Raises Invalid_argument if h or w is not positive or not odd.

val erode : kernel:Nx.uint8_t -> ('a, 'b) Nx.t -> ('a, 'b) Nx.t

erode ~kernel img replaces each pixel with the minimum over the kernel-shaped neighborhood.

val dilate : kernel:Nx.uint8_t -> ('a, 'b) Nx.t -> ('a, 'b) Nx.t

dilate ~kernel img replaces each pixel with the maximum over the kernel-shaped neighborhood.

val opening : kernel:Nx.uint8_t -> ('a, 'b) Nx.t -> ('a, 'b) Nx.t

opening ~kernel img is dilate ~kernel (erode ~kernel img). Removes small bright regions.

val closing : kernel:Nx.uint8_t -> ('a, 'b) Nx.t -> ('a, 'b) Nx.t

closing ~kernel img is erode ~kernel (dilate ~kernel img). Fills small dark regions.

val morphological_gradient : kernel:Nx.uint8_t -> ('a, 'b) Nx.t -> ('a, 'b) Nx.t

morphological_gradient ~kernel img is dilate ~kernel img - erode ~kernel img. Highlights edges.

Edge detection

val sobel : ?ksize:int -> Nx.float32_t -> Nx.float32_t * Nx.float32_t

sobel img computes Sobel gradients. Returns (gx, gy) where gx is the horizontal gradient and gy is the vertical gradient. ksize defaults to 3. Input must have C = 1.

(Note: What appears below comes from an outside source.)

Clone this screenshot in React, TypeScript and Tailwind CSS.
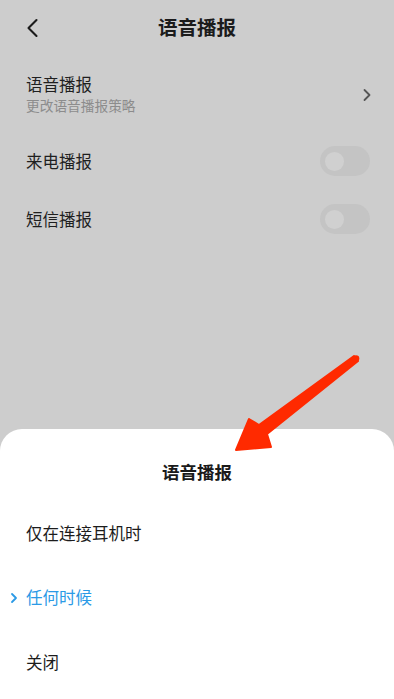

scharr img computes Scharr gradients, which are more rotationally accurate than Sobel. Returns (gx, gy). Input must have C = 1.

val laplacian : ?ksize:int -> Nx.float32_t -> Nx.float32_t

laplacian img computes the Laplacian (sum of second spatial derivatives). ksize defaults to 3. Input must have C = 1.

val canny : low:float -> high:float -> ?sigma:float -> Nx.float32_t -> Nx.float32_t

canny ~low ~high img applies the Canny edge detector. Returns 1.0 for edge pixels, 0.0 otherwise. low and high are the hysteresis thresholds. sigma controls the initial Gaussian blur and defaults to 1.4. Input must have C = 1.

Note. Not differentiable: uses non-maximum suppression and hysteresis thresholding.